- LARISSA : Pour l'aveugle qui cherche à s'orienter, la main remplace le regard. Pour l'orateur qui s'aide du geste en parlant, elle s'ajoute à la voix. Pour celui qui écrit (comme le héros grec Palamède, dont le nom signifie "la paume") elle est un instrument de la parole. Mais dans son propre ouvrage, quand elle fabrique, quand elle dispose, quand elle dessine, quand elle évalue les textures, elle a sa pensée propre, pour laquelle nous n'avons pas de mots. Ce n'est pas moi qui le dis, certains peintres l'ont déjà dit (sans langage). Chez Kokoschka, la ligne de fuite passe par les mains; Hantaï a développé une technique qui confie le soin de fabriquer une peinture à ses mains : le pliage.
- JAMES : Si la main pense, c'est seulement parce qu'elle est en rapport avec la parole. Elle y est soumise, elle la garde.

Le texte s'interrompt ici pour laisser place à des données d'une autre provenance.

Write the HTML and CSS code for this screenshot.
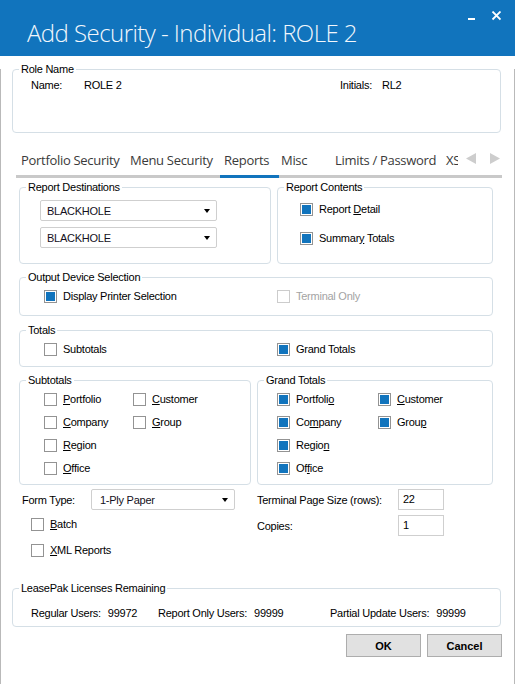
FILE: index.html
```html
<!DOCTYPE html>
<html lang="en">
<head>
    <meta charset="UTF-8">
    <title>Add Security - Individual: ROLE 2</title>
    <link rel="stylesheet" href="styles.css">
</head>
<body>
<div class="window">
    <!-- Title bar -->
    <div class="titlebar">
        <div class="title">Add Security - Individual: ROLE 2</div>
        <svg class="caption-btns" width="33" height="10" viewBox="0 0 33 10">
            <rect x="0" y="7" width="7" height="2" fill="#fff"/>
            <path d="M24.5 0.5 L32.5 8.5 M32.5 0.5 L24.5 8.5" stroke="#fff" stroke-width="1.8"/>
        </svg>
    </div>

    <div class="client">
        <!-- Role Name -->
        <div class="group role-group">
            <div class="group-title">Role Name</div>
            <div class="role-row">
                <span class="role-label">Name:</span>
                <span class="role-value">ROLE 2</span>
                <span class="init-label">Initials:</span>
                <span>RL2</span>
            </div>
        </div>

        <!-- Tabs -->
        <div class="tabs">
            <div class="tab-list">
                <div class="tab t1">Portfolio Security</div>
                <div class="tab t2">Menu Security</div>
                <div class="tab t3 active">Reports</div>
                <div class="tab t4">Misc</div>
                <div class="tab t5">Limits / Password</div>
                <div class="tab t6">XSL</div>
            </div>
            <div class="tab-arrows">
                <svg width="10" height="11" viewBox="0 0 10 11"><polygon points="0,5.5 10,0 10,11" fill="#cdcdcd"/></svg>
                <svg width="10" height="11" viewBox="0 0 10 11"><polygon points="10,5.5 0,0 0,11" fill="#cdcdcd"/></svg>
            </div>
        </div>

        <!-- Reports page -->
        <div class="page">
            <div class="pair top-pair">
                <div class="group dest">
                    <div class="group-title">Report Destinations</div>
                    <div class="combo dest-combo first"><span>BLACKHOLE</span><span class="arrow"></span></div>
                    <div class="combo dest-combo"><span>BLACKHOLE</span><span class="arrow"></span></div>
                </div>
                <div class="group contents">
                    <div class="group-title">Report Contents</div>
                    <div class="inner">
                        <div class="check-row first"><span class="box on"></span><span>Report <u>D</u>etail</span></div>
                        <div class="check-row second"><span class="box on"></span><span>Summar<u>y</u> Totals</span></div>
                    </div>
                </div>
            </div>

            <div class="group output">
                <div class="group-title">Output Device Selection</div>
                <div class="line">
                    <div class="check-row wide"><span class="box on"></span><span>Display Printer Selection</span></div>
                    <div class="check-row disabled"><span class="box"></span><span>Terminal Only</span></div>
                </div>
            </div>

            <div class="group totals">
                <div class="group-title">Totals</div>
                <div class="line">
                    <div class="check-row wide"><span class="box"></span><span>Subtotals</span></div>
                    <div class="check-row"><span class="box on"></span><span>Grand Totals</span></div>
                </div>
            </div>

            <div class="pair level-pair">
                <div class="group subtotals">
                    <div class="group-title">Subtotals</div>
                    <div class="cols">
                        <div class="col">
                            <div class="check-row"><span class="box"></span><span><u>P</u>ortfolio</span></div>
                            <div class="check-row"><span class="box"></span><span><u>C</u>ompany</span></div>
                            <div class="check-row"><span class="box"></span><span><u>R</u>egion</span></div>
                            <div class="check-row"><span class="box"></span><span><u>O</u>ffice</span></div>
                        </div>
                        <div class="col">
                            <div class="check-row"><span class="box"></span><span><u>C</u>ustomer</span></div>
                            <div class="check-row"><span class="box"></span><span><u>G</u>roup</span></div>
                        </div>
                    </div>
                </div>
                <div class="group grand">
                    <div class="group-title">Grand Totals</div>
                    <div class="cols">
                        <div class="col">
                            <div class="check-row"><span class="box on"></span><span>Portfoli<u>o</u></span></div>
                            <div class="check-row"><span class="box on"></span><span>Co<u>m</u>pany</span></div>
                            <div class="check-row"><span class="box on"></span><span>Regio<u>n</u></span></div>
                            <div class="check-row"><span class="box on"></span><span>Of<u>f</u>ice</span></div>
                        </div>
                        <div class="col">
                            <div class="check-row"><span class="box on"></span><span><u>C</u>ustomer</span></div>
                            <div class="check-row"><span class="box on"></span><span>Grou<u>p</u></span></div>
                        </div>
                    </div>
                </div>
            </div>

            <div class="form-area">
                <div class="form-left">
                    <div class="field">
                        <span class="form-label">Form Type:</span>
                        <div class="combo form-combo"><span>1-Ply Paper</span><span class="arrow"></span></div>
                    </div>
                    <div class="check-row batch"><span class="box"></span><span><u>B</u>atch</span></div>
                    <div class="check-row xml"><span class="box"></span><span><u>X</u>ML Reports</span></div>
                </div>
                <div class="form-right">
                    <div class="field">
                        <span class="term-label">Terminal Page Size (rows):</span>
                        <div class="textbox">22</div>
                    </div>
                    <div class="field copies">
                        <span class="term-label">Copies:</span>
                        <div class="textbox">1</div>
                    </div>
                </div>
            </div>
        </div>

        <!-- Licenses -->
        <div class="group licenses">
            <div class="group-title">LeasePak Licenses Remaining</div>
            <div class="lic-row">
                <span class="lic reg">Regular Users:<span class="num">99972</span></span>
                <span class="lic rep">Report Only Users:<span class="num">99999</span></span>
                <span class="lic">Partial Update Users:<span class="num">99999</span></span>
            </div>
        </div>

        <div class="buttons">
            <button class="btn">OK</button>
            <button class="btn">Cancel</button>
        </div>
    </div>
</div>
</body>
</html>
```

FILE: styles.css
```css
body {
    margin: 0;
    padding: 0;
    background: #ffffff;
    font-family: "Liberation Sans", Arial, sans-serif;
    font-size: 11px;
    letter-spacing: -0.25px;
    color: #000;
}

.window {
    width: 515px;
    height: 684px;
}

/* Title bar */
.titlebar {
    height: 56px;
    background-color: #1174bd;
    display: flex;
    align-items: flex-start;
}

.title {
    font-family: "Open Sans", sans-serif;
    font-weight: 300;
    font-size: 24px;
    line-height: 32px;
    letter-spacing: -0.55px;
    color: #f2f7fc;
    margin: 17px 0 0 27px;
    white-space: nowrap;
}

.caption-btns {
    margin: 11px 14px 0 auto;
}

.client {
    box-sizing: border-box;
    height: 628px;
    border: 1px solid #b9b9b9;
    border-top: none;
    padding-left: 11px;
}

/* Group boxes */
.group {
    box-sizing: border-box;
    border: 1px solid #d5dfe6;
    border-radius: 4px;
}

.group-title {
    display: table;
    margin: -7px 0 0 6px;
    padding: 0 2px;
    background: #fff;
    line-height: 13px;
}

.role-group {
    margin-top: 13px;
    width: 489px;
    height: 64px;
}

.role-row {
    display: flex;
    margin-top: 3px;
    padding-left: 18px;
    line-height: 13px;
}

.role-label { width: 53px; }
.role-value { width: 256px; }
.init-label { width: 42px; }

/* Tabs */
.tabs {
    display: flex;
    margin: 18px 0 0 4px;
    width: 486px;
    border-bottom: 3px solid #c9c9c9;
}

.tab-list {
    display: flex;
    width: 442px;
    overflow: hidden;
    margin-bottom: -3px;
}

.tab {
    flex-shrink: 0;
    box-sizing: border-box;
    padding: 0 0 6px 4px;
    border-bottom: 3px solid transparent;
    font-family: "Open Sans", sans-serif;
    font-size: 13px;
    line-height: 18px;
    letter-spacing: -0.3px;
    color: #3a3a3a;
    white-space: nowrap;
}

.tab.active { border-bottom-color: #1174bd; }
.t1 { width: 110px; padding-left: 5px; }
.t2 { width: 94px; }
.t3 { width: 59px; }
.t4 { width: 52px; padding-left: 2px; }
.t5 { width: 111px; }
.t6 { width: 40px; }

.tab-arrows {
    display: flex;
    gap: 14px;
    margin: 2px 0 0 8px;
    align-self: flex-start;
}

/* Page */
.page {
    margin-left: 7px;
}

.pair {
    display: flex;
    gap: 6px;
}

.top-pair { margin-top: 9px; }

.dest {
    width: 252px;
    height: 77px;
}

.contents {
    width: 216px;
    height: 77px;
}

.contents .inner { padding-left: 22px; }

.combo {
    box-sizing: border-box;
    display: flex;
    align-items: center;
    height: 21px;
    border: 1px solid #cfcfcf;
    border-radius: 2px;
    padding: 0 6px;
    color: #141021;
}

.combo .arrow {
    margin-left: auto;
    width: 0;
    height: 0;
    border-left: 3.5px solid transparent;
    border-right: 3.5px solid transparent;
    border-top: 4px solid #000;
}

.dest-combo {
    width: 177px;
    margin: 6px 0 0 20px;
}

/* Check boxes */
.check-row {
    display: flex;
    align-items: center;
    height: 15px;
    line-height: 13px;
    white-space: nowrap;
}

.box {
    box-sizing: border-box;
    width: 13px;
    height: 13px;
    border: 1px solid #939393;
    padding: 1px;
    margin-right: 6px;
    flex-shrink: 0;
    background: #fff;
}

.box.on::after {
    content: "";
    display: block;
    width: 9px;
    height: 9px;
    background: #1174bd;
}

.check-row.disabled { color: #a3a3a3; }
.check-row.disabled .box { border-color: #cccccc; }

.contents .first { margin-top: 8px; }
.contents .second { margin-top: 14px; }

.output {
    margin-top: 13px;
    width: 474px;
    height: 39px;
}

.totals {
    margin-top: 14px;
    width: 474px;
    height: 37px;
}

.line {
    display: flex;
    margin-top: 5px;
    padding-left: 24px;
}

.check-row.wide { width: 233px; }

.level-pair { margin-top: 13px; }

.subtotals {
    width: 232px;
    height: 105px;
}

.grand {
    width: 236px;
    height: 105px;
}

.cols {
    display: flex;
    margin-top: 5px;
}

.subtotals .cols { padding-left: 24px; }
.grand .cols { padding-left: 19px; }

.col {
    display: flex;
    flex-direction: column;
    gap: 8px;
}

.subtotals .col:first-child { width: 89px; }
.grand .col:first-child { width: 101px; }

/* Form type area */
.form-area {
    display: flex;
    margin-top: 4px;
}

.form-left { width: 238px; }

.field {
    display: flex;
    align-items: center;
}

.form-label {
    width: 69px;
    padding-left: 3px;
}

.form-combo {
    width: 144px;
    padding-left: 8px;
}

.batch {
    margin-top: 7px;
    padding-left: 12px;
}

.xml {
    margin-top: 11px;
    padding-left: 12px;
}

.term-label { width: 141px; }

.textbox {
    box-sizing: border-box;
    width: 46px;
    height: 21px;
    border: 1px solid #cfcfcf;
    padding-left: 4px;
    line-height: 19px;
}

.copies { margin-top: 5px; }

/* Licenses */
.licenses {
    margin-top: 30px;
    width: 489px;
    height: 39px;
}

.lic-row {
    display: flex;
    margin-top: 12px;
    padding-left: 18px;
    line-height: 13px;
}

.lic .num { margin-left: 7px; }
.lic.reg { width: 127px; }
.lic.rep { width: 172px; }

/* Buttons */
.buttons {
    display: flex;
    justify-content: flex-end;
    gap: 6px;
    width: 490px;
    margin-top: 7px;
}

.btn {
    width: 75px;
    height: 23px;
    background: #e1e1e1;
    border: 1px solid #adadad;
    font-family: "Liberation Sans", Arial, sans-serif;
    font-size: 11px;
    font-weight: bold;
    color: #000;
    padding: 0;
}
```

- LARISSA : Pour la garder, il faut bien qu'elle pense elle aussi. C'est une pensée émotionnelle, plus originaire encore que celle des mots, mais organisée, transmissible. Je soutiens que la pensée des mains surpasse la pensée usuelle. Nue comme le visage, elle se montre à la lumière. Par le toucher, elle accède à des zones obscures. Porteuse d'énigmes, elle fait l'artiste. Se comprenant partout, sautant par-dessus les langues, elle se passe de traduction. Elle peut tout exprimer : l'extase, la curiosité, le plaisir, l'empathie, le refus, la détresse ou l'angoisse. Elle est dessinée, et aussi elle dessine et elle peint. Elle permet de se reconnaître. Ouverte ou fermée, elle préside au partage comme à la bénédiction.